- [Your goal] Quote every line of the data below as it stands, omitting pictures.
··· Provided records ···
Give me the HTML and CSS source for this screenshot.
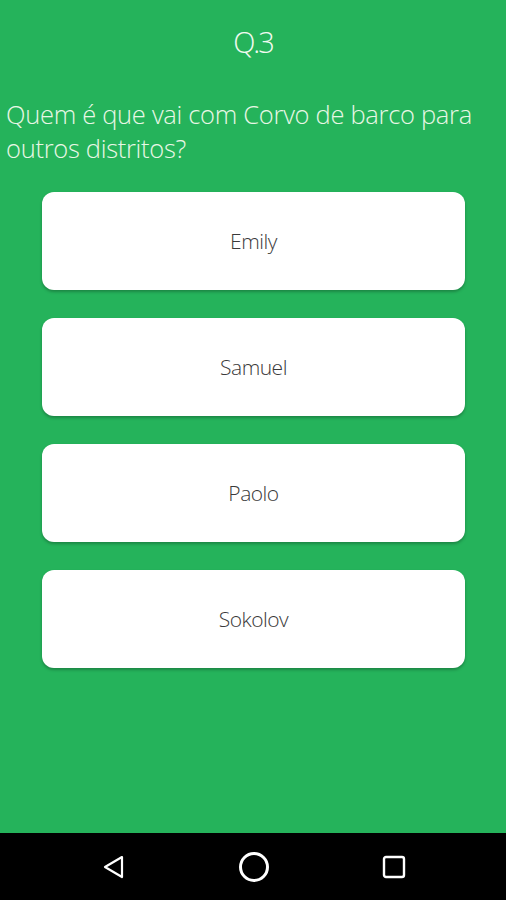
FILE: index.html
```html
<!DOCTYPE html>
<html lang="pt">
<head>
    <meta charset="UTF-8">
    <meta name="viewport" content="width=device-width, initial-scale=1.0">
    <title>Quiz</title>
    <link rel="stylesheet" href="styles.css">
</head>
<body>
    <div class="screen">
        <div class="quiz-container">
            <h2 class="question-number">Q.3</h2>
            <p class="question-text">Quem é que vai com Corvo de barco para outros distritos?</p>
            <div class="answers">
                <button class="answer">Emily</button>
                <button class="answer">Samuel</button>
                <button class="answer">Paolo</button>
                <button class="answer">Sokolov</button>
            </div>
        </div>
        <div class="nav-bar">
            <svg class="nav-icon" width="28" height="28" viewBox="0 0 28 28">
                <path d="M22 4 L5 14 L22 24 Z" fill="none" stroke="white" stroke-width="2.2" stroke-linejoin="round"/>
            </svg>
            <svg class="nav-icon" width="34" height="34" viewBox="0 0 34 34">
                <circle cx="17" cy="17" r="13.5" fill="none" stroke="white" stroke-width="3"/>
            </svg>
            <svg class="nav-icon" width="28" height="28" viewBox="0 0 28 28">
                <rect x="4" y="4" width="20" height="20" rx="2" fill="none" stroke="white" stroke-width="2.4"/>
            </svg>
        </div>
    </div>
</body>
</html>
```

FILE: styles.css
```css
body {
    margin: 0;
    font-family: "Open Sans", "Noto Sans", sans-serif;
    background-color: #000;
}
.screen {
    width: 506px;
    height: 900px;
    display: flex;
    flex-direction: column;
}
.quiz-container {
    flex: 1;
    background-color: #25b35b;
    padding-top: 22px;
}
.question-number {
    margin: 0;
    text-align: center;
    color: #f1faf0;
    font-weight: 300;
    font-size: 29px;
    line-height: 40px;
    letter-spacing: -2px;
}
.question-text {
    margin: 35px 0 0 0;
    padding: 0 6px;
    color: #e9f7e6;
    font-weight: 300;
    font-size: 25.5px;
    line-height: 34px;
    letter-spacing: -0.3px;
}
.answers {
    display: flex;
    flex-direction: column;
    gap: 28px;
    margin-top: 27px;
    padding: 0 41px 0 42px;
}
.answer {
    height: 98px;
    background-color: white;
    border: none;
    border-radius: 12px;
    box-shadow: 0 2px 3px rgba(0, 0, 0, 0.25);
    font-family: "Open Sans", "Noto Sans", sans-serif;
    font-weight: 300;
    font-size: 21px;
    letter-spacing: -0.5px;
    color: #3a3a3a;
    cursor: pointer;
}
.nav-bar {
    height: 67px;
    background-color: #000;
    display: flex;
    align-items: center;
    justify-content: space-between;
    padding: 0 98px 0 100px;
}
```
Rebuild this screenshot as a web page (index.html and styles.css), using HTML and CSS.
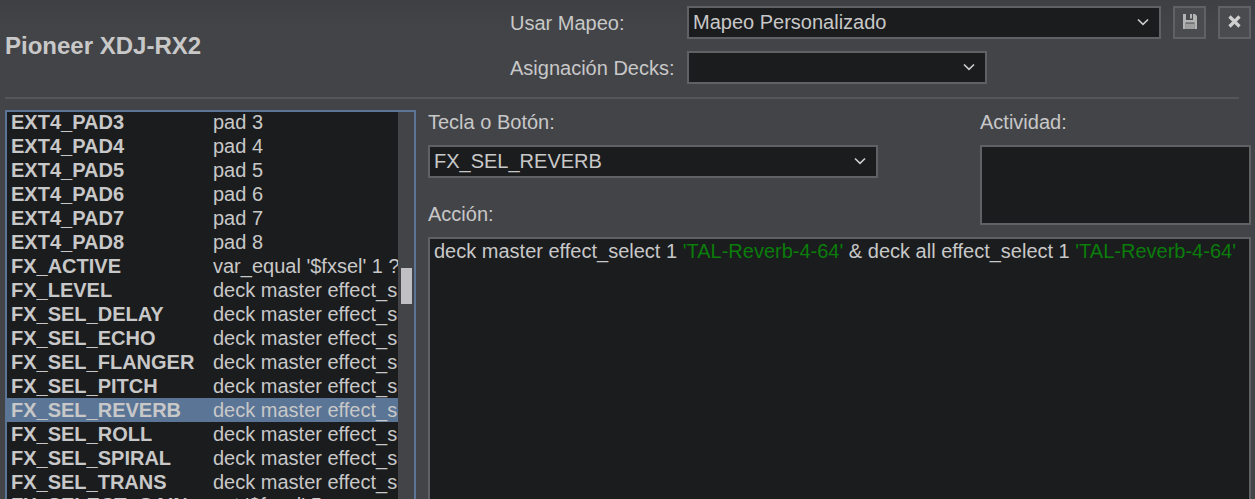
···
- [Response]
Give me the HTML and CSS source for this screenshot.
FILE: index.html
```html
<!DOCTYPE html>
<html lang="pt">
<head>
    <meta charset="UTF-8">
    <meta name="viewport" content="width=device-width, initial-scale=1.0">
    <title>Quiz</title>
    <link rel="stylesheet" href="styles.css">
</head>
<body>
    <div class="screen">
        <div class="quiz-container">
            <h2 class="question-number">Q.3</h2>
            <p class="question-text">Quem é que vai com Corvo de barco para outros distritos?</p>
            <div class="answers">
                <button class="answer">Emily</button>
                <button class="answer">Samuel</button>
                <button class="answer">Paolo</button>
                <button class="answer">Sokolov</button>
            </div>
        </div>
        <div class="nav-bar">
            <svg class="nav-icon" width="28" height="28" viewBox="0 0 28 28">
                <path d="M22 4 L5 14 L22 24 Z" fill="none" stroke="white" stroke-width="2.2" stroke-linejoin="round"/>
            </svg>
            <svg class="nav-icon" width="34" height="34" viewBox="0 0 34 34">
                <circle cx="17" cy="17" r="13.5" fill="none" stroke="white" stroke-width="3"/>
            </svg>
            <svg class="nav-icon" width="28" height="28" viewBox="0 0 28 28">
                <rect x="4" y="4" width="20" height="20" rx="2" fill="none" stroke="white" stroke-width="2.4"/>
            </svg>
        </div>
    </div>
</body>
</html>
```

FILE: styles.css
```css
body {
    margin: 0;
    font-family: "Open Sans", "Noto Sans", sans-serif;
    background-color: #000;
}
.screen {
    width: 506px;
    height: 900px;
    display: flex;
    flex-direction: column;
}
.quiz-container {
    flex: 1;
    background-color: #25b35b;
    padding-top: 22px;
}
.question-number {
    margin: 0;
    text-align: center;
    color: #f1faf0;
    font-weight: 300;
    font-size: 29px;
    line-height: 40px;
    letter-spacing: -2px;
}
.question-text {
    margin: 35px 0 0 0;
    padding: 0 6px;
    color: #e9f7e6;
    font-weight: 300;
    font-size: 25.5px;
    line-height: 34px;
    letter-spacing: -0.3px;
}
.answers {
    display: flex;
    flex-direction: column;
    gap: 28px;
    margin-top: 27px;
    padding: 0 41px 0 42px;
}
.answer {
    height: 98px;
    background-color: white;
    border: none;
    border-radius: 12px;
    box-shadow: 0 2px 3px rgba(0, 0, 0, 0.25);
    font-family: "Open Sans", "Noto Sans", sans-serif;
    font-weight: 300;
    font-size: 21px;
    letter-spacing: -0.5px;
    color: #3a3a3a;
    cursor: pointer;
}
.nav-bar {
    height: 67px;
    background-color: #000;
    display: flex;
    align-items: center;
    justify-content: space-between;
    padding: 0 98px 0 100px;
}
```
Rebuild this screenshot as a web page (index.html and styles.css), using HTML and CSS.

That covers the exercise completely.